Compared to the first two features of the Czech cinema cycle, Golden Sting (or Golden Betrayal; neither translation makes much sense) is a much darker affair. Like Battle of the Sexes, it is “based on true events”, viz. Czechoslovakia winning EuroBasket 1946, participating in the London Olympics and narrowly losing to the Soviet Union in Paris. But the movie has so much more than sporty stuff: war, friendship, romance, jazz, travel, politics... Maybe a bit too much of the latter.
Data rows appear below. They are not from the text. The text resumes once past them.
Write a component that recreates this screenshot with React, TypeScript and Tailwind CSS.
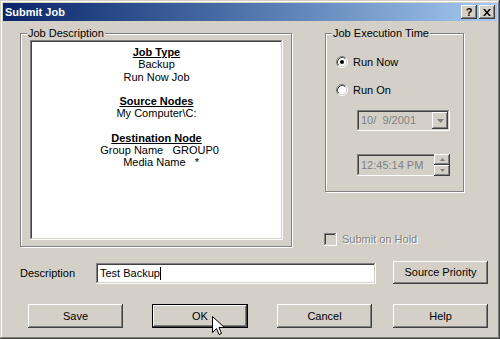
import React from 'react';

const raised =
  'shadow-[inset_-1px_-1px_#404040,inset_1px_1px_#ffffff,inset_-2px_-2px_#808080,inset_2px_2px_#d4d0c8]';
const sunken =
  'shadow-[inset_-1px_-1px_#ffffff,inset_1px_1px_#808080,inset_-2px_-2px_#d4d0c8,inset_2px_2px_#404040]';
const etched = 'border border-[#808080] shadow-[inset_1px_1px_#ffffff,1px_1px_#ffffff]';

const Radio: React.FC<{ checked?: boolean }> = ({ checked }) => (
  <svg width="12" height="12" viewBox="0 0 12 12" className="shrink-0">
    <circle cx="6" cy="6" r="5" fill="#ffffff" />
    <path d="M2.11 9.89 A5.5 5.5 0 0 1 9.89 2.11" stroke="#808080" fill="none" />
    <path d="M9.89 2.11 A5.5 5.5 0 0 1 2.11 9.89" stroke="#ffffff" fill="none" />
    <path d="M2.82 9.18 A4.5 4.5 0 0 1 9.18 2.82" stroke="#404040" fill="none" />
    <path d="M9.18 2.82 A4.5 4.5 0 0 1 2.82 9.18" stroke="#d4d0c8" fill="none" />
    {checked && <circle cx="6" cy="6" r="2" fill="#000000" />}
  </svg>
);

const GroupBox: React.FC<{ label: string; className: string; children: React.ReactNode }> = ({ label, className, children }) => (
  <div className={`relative ${etched} ${className}`}>
    <span className="absolute -top-[7px] left-[6px] bg-[#d4d0c8] px-[1px] leading-[13px]">{label}</span>
    {children}
  </div>
);

const Button: React.FC<{ label: string; w: string; h?: string; isDefault?: boolean }> = ({ label, w, h = 'h-[24px]', isDefault }) => (
  <div
    className={`${w} ${h} flex items-center justify-center bg-[#d4d0c8] ${
      isDefault ? 'border border-black' : ''
    }`}
  >
    <div className={`w-full h-full flex items-center justify-center ${raised}`}>{label}</div>
  </div>
);

const App: React.FC = () => {
  return (
    <div
      className="w-[500px] h-[339px] bg-[#d4d0c8] p-[3px] text-[11px] text-black relative overflow-hidden shadow-[inset_-1px_-1px_#404040,inset_1px_1px_#d4d0c8,inset_-2px_-2px_#808080,inset_2px_2px_#ffffff]"
      style={{ fontFamily: '"Liberation Sans", Arial, sans-serif' }}
    >
      {/* Title bar */}
      <div className="h-[18px] flex items-center justify-between bg-gradient-to-r from-[#0a246a] to-[#a6caf0] pl-[2px] pr-[2px]">
        <span className="text-white font-bold text-[11px] leading-none">Submit Job</span>
        <div className="flex gap-[2px]">
          <div className={`w-[16px] h-[14px] bg-[#d4d0c8] flex items-center justify-center font-bold text-[11px] leading-none ${raised}`}>?</div>
          <div className={`w-[16px] h-[14px] bg-[#d4d0c8] flex items-center justify-center ${raised}`}>
            <svg width="8" height="7" viewBox="0 0 8 7">
              <path d="M0 0h2l2 2.5L6 0h2L5 3.5 8 7H6L4 4.5 2 7H0l3-3.5z" fill="#000" />
            </svg>
          </div>
        </div>
      </div>

      {/* Top section */}
      <div className="flex mt-[12px] ml-[17px] h-[214px]">
        <GroupBox label="Job Description" className="w-[272px] h-[214px] pl-[9px] pt-[6px]">
          <div className={`w-[253px] h-[200px] bg-white pt-[6px] text-center leading-[12.25px] whitespace-pre ${sunken}`}>
            <div className="font-bold underline">Job Type</div>
            <div>Backup</div>
            <div>Run Now Job</div>
            <div>&nbsp;</div>
            <div className="font-bold underline">Source Nodes</div>
            <div>My Computer\C:</div>
            <div>&nbsp;</div>
            <div className="font-bold underline">Destination Node</div>
            <div>{'  Group Name   GROUP0'}</div>
            <div>{'   Media Name   *'}</div>
          </div>
        </GroupBox>

        <div className="flex flex-col ml-[33px]">
          <GroupBox label="Job Execution Time" className="w-[139px] h-[159px] pl-[10px] pt-[22px]">
            <div className="flex items-center gap-[5px] h-[12px]">
              <Radio checked />
              <span>Run Now</span>
            </div>
            <div className="flex items-center gap-[5px] h-[12px] mt-[16px]">
              <Radio />
              <span>Run On</span>
            </div>
            <div className={`ml-[21px] mt-[14px] w-[93px] h-[21px] flex items-center justify-between pl-[4px] pr-[2px] ${sunken}`}>
              <span className="text-[#808080] whitespace-pre">{'10/  9/2001'}</span>
              <div className={`w-[16px] h-[17px] bg-[#d4d0c8] flex items-center justify-center ${raised}`}>
                <svg width="7" height="4" viewBox="0 0 7 4">
                  <path d="M0 0h7L3.5 4z" fill="#808080" />
                </svg>
              </div>
            </div>
            <div className={`ml-[21px] mt-[23px] w-[93px] h-[22px] flex items-center justify-between pl-[4px] ${sunken}`}>
              <span className="text-[#808080]">12:45:14 PM</span>
              <div className="flex flex-col h-[22px] w-[16px]">
                <div className={`h-[11px] bg-[#d4d0c8] flex items-center justify-center ${raised}`}>
                  <svg width="5" height="3" viewBox="0 0 5 3">
                    <path d="M0 3h5L2.5 0z" fill="#808080" />
                  </svg>
                </div>
                <div className={`h-[11px] bg-[#d4d0c8] flex items-center justify-center ${raised}`}>
                  <svg width="5" height="3" viewBox="0 0 5 3">
                    <path d="M0 0h5L2.5 3z" fill="#808080" />
                  </svg>
                </div>
              </div>
            </div>
          </GroupBox>

          <div className="flex items-center gap-[5px] mt-[41px] -ml-[1px] h-[13px] leading-[13px]">
            <div className={`w-[13px] h-[13px] bg-[#d4d0c8] ${sunken}`} />
            <span className="text-[#808080] [text-shadow:1px_1px_0_#ffffff]">Submit on Hold</span>
          </div>
        </div>
      </div>

      {/* Description row */}
      <div className="flex items-start mt-[14px] ml-[17px] h-[23px]">
        <span className="w-[76px] mt-[6px] leading-[13px]">Description</span>
        <div className={`mt-[2px] w-[280px] h-[21px] bg-white flex items-center pl-[4px] ${sunken}`}>
          <span>Test Backup</span>
          <span className="w-[1px] h-[13px] bg-black" />
        </div>
        <div className="ml-[17px]">
          <Button label="Source Priority" w="w-[95px]" h="h-[23px]" />
        </div>
      </div>

      {/* Button row */}
      <div className="flex mt-[20px] ml-[25px]">
        <Button label="Save" w="w-[95px]" />
        <div className="ml-[29px]">
          <Button label="OK" w="w-[96px]" isDefault />
        </div>
        <div className="ml-[29px]">
          <Button label="Cancel" w="w-[95px]" />
        </div>
        <div className="ml-[21px]">
          <Button label="Help" w="w-[95px]" />
        </div>
      </div>

      {/* Mouse pointer over OK */}
      <svg className="absolute left-[212px] top-[316px]" width="13" height="21" viewBox="0 0 13 21">
        <path
          d="M0.5 0.5 L0.5 16.5 L4.5 12.5 L7 18.5 L9.5 17.5 L7 11.5 L12.5 11.5 Z"
          fill="#ffffff"
          stroke="#000000"
          strokeWidth="1"
          strokeLinejoin="miter"
        />
      </svg>
    </div>
  );
};

export default App;
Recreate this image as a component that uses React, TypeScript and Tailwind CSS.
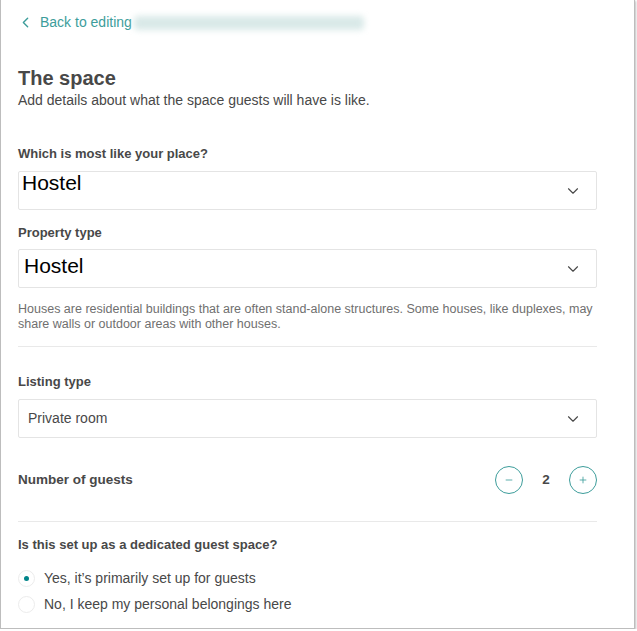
import { ChevronLeft, ChevronDown, Minus, Plus } from "lucide-react";

function SelectBox({
  value,
  big,
  indent,
}: {
  value: string;
  big?: boolean;
  indent: string;
}) {
  return (
    <div className="flex h-[39px] items-center justify-between rounded-[2px] border border-[#e4e4e4] bg-white pr-[14px]">
      {big ? (
        <span className={`${indent} self-start text-[21px] leading-[24px] text-black`}>
          {value}
        </span>
      ) : (
        <span className={`${indent} text-[14px] text-[#484848]`}>{value}</span>
      )}
      <ChevronDown className="text-[#484848]" size={18} strokeWidth={1.5} />
    </div>
  );
}

function StepButton({ children }: { children: React.ReactNode }) {
  return (
    <button className="flex h-[28px] w-[28px] items-center justify-center rounded-full border border-[#3d9d9b] text-[#3d9d9b]">
      {children}
    </button>
  );
}

export default function App() {
  return (
    <div
      className="h-[629px] w-[635px] border-x border-b border-[#bdbdbd] bg-white text-[#484848] shadow-[1px_1px_2px_rgba(0,0,0,0.25)]"
      style={{ fontFamily: '"Liberation Sans", Arial, sans-serif' }}
    >
      <div className="px-[17px]">
        <div className="flex h-[44px] items-center gap-[6px] pt-[1px] text-[14px] text-[#3d9d9b]">
          <ChevronLeft size={17} strokeWidth={2} className="-ml-[1px]" />
          <span>Back to editing</span>
          <span className="-ml-[4px] h-[14px] w-[230px] rounded bg-[#d9e9e8] blur-[3px]" />
        </div>

        <h1 className="mt-[22px] text-[20px] font-bold leading-[24px]">The space</h1>
        <p className="mt-[1px] text-[14px] leading-[18px]">
          Add details about what the space guests will have is like.
        </p>

        <div className="w-[579px]">
          <p className="mt-[36px] text-[13px] font-bold leading-[18px]">
            Which is most like your place?
          </p>
          <div className="mt-[8px]">
            <SelectBox value="Hostel" big indent="pl-[3px] -mt-[1px]" />
          </div>

          <p className="mt-[14px] text-[13px] font-bold leading-[18px]">Property type</p>
          <div className="mt-[7px]">
            <SelectBox value="Hostel" big indent="pl-[5px] pt-[4px]" />
          </div>

          <p className="mt-[14px] text-[12.5px] leading-[15px] text-[#6f6f6f]">
            Houses are residential buildings that are often stand-alone structures. Some houses,
            like duplexes, may share walls or outdoor areas with other houses.
          </p>
          <div className="mt-[14px] h-px bg-[#e9e9e9]" />

          <p className="mt-[26px] text-[13px] font-bold leading-[18px]">Listing type</p>
          <div className="mt-[8px]">
            <SelectBox value="Private room" indent="pl-[9px]" />
          </div>

          <div className="mt-[28px] flex items-center justify-between">
            <p className="text-[13.5px] font-bold">Number of guests</p>
            <div className="flex items-center">
              <StepButton>
                <Minus size={10} strokeWidth={2} />
              </StepButton>
              <span className="w-[46px] text-center text-[13.5px] font-bold">2</span>
              <StepButton>
                <Plus size={10} strokeWidth={2} />
              </StepButton>
            </div>
          </div>

          <div className="mt-[27px] h-px bg-[#e9e9e9]" />

          <p className="mt-[14px] text-[13px] font-bold leading-[18px]">
            Is this set up as a dedicated guest space?
          </p>

          <div className="mt-[14px] flex flex-col gap-[5px] text-[14px]">
            <label className="flex items-center gap-[9px]">
              <span className="flex h-[17px] w-[17px] items-center justify-center rounded-full border border-[#ececec]">
                <span className="h-[5px] w-[5px] rounded-full bg-[#008489]" />
              </span>
              <span>Yes, it’s primarily set up for guests</span>
            </label>
            <label className="flex items-center gap-[9px]">
              <span className="h-[17px] w-[17px] rounded-full border border-[#ececec]" />
              <span>No, I keep my personal belongings here</span>
            </label>
          </div>
        </div>
      </div>
    </div>
  );
}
I honestly can’t blame the creators for their dislike of both communist regime and the big bully of the East. Even so, certain moments made me cringe. Did they really have to make the Soviet basketball team to look like a bunch of thugs? The big guy responsible for the winning free throw in the 1951 final game — a stereotypical Russian mafioso — in reality was the Lithuanian Stepas Butautas, although Wikipedia attributes it to the Estonian player Ilmar Kullam. Nor do I believe there ever was an obligation on the Czechoslovak side not to win against USSR. (Indeed, Czechoslovak athletes did beat Soviets on a number of occasions, nobody more spectacularly than their national ice hockey team.) Then again, who expects the drama to be completely (or even remotely, for that matter) historically accurate?
The brightest part of the film takes place in Geneva. The team’s manager finds the cheapest hotel that turns out to be a brothel. Some of the girls even go to the games to watch the boys. Ah, to be young. To be abroad for the first time. To fall in love. To win.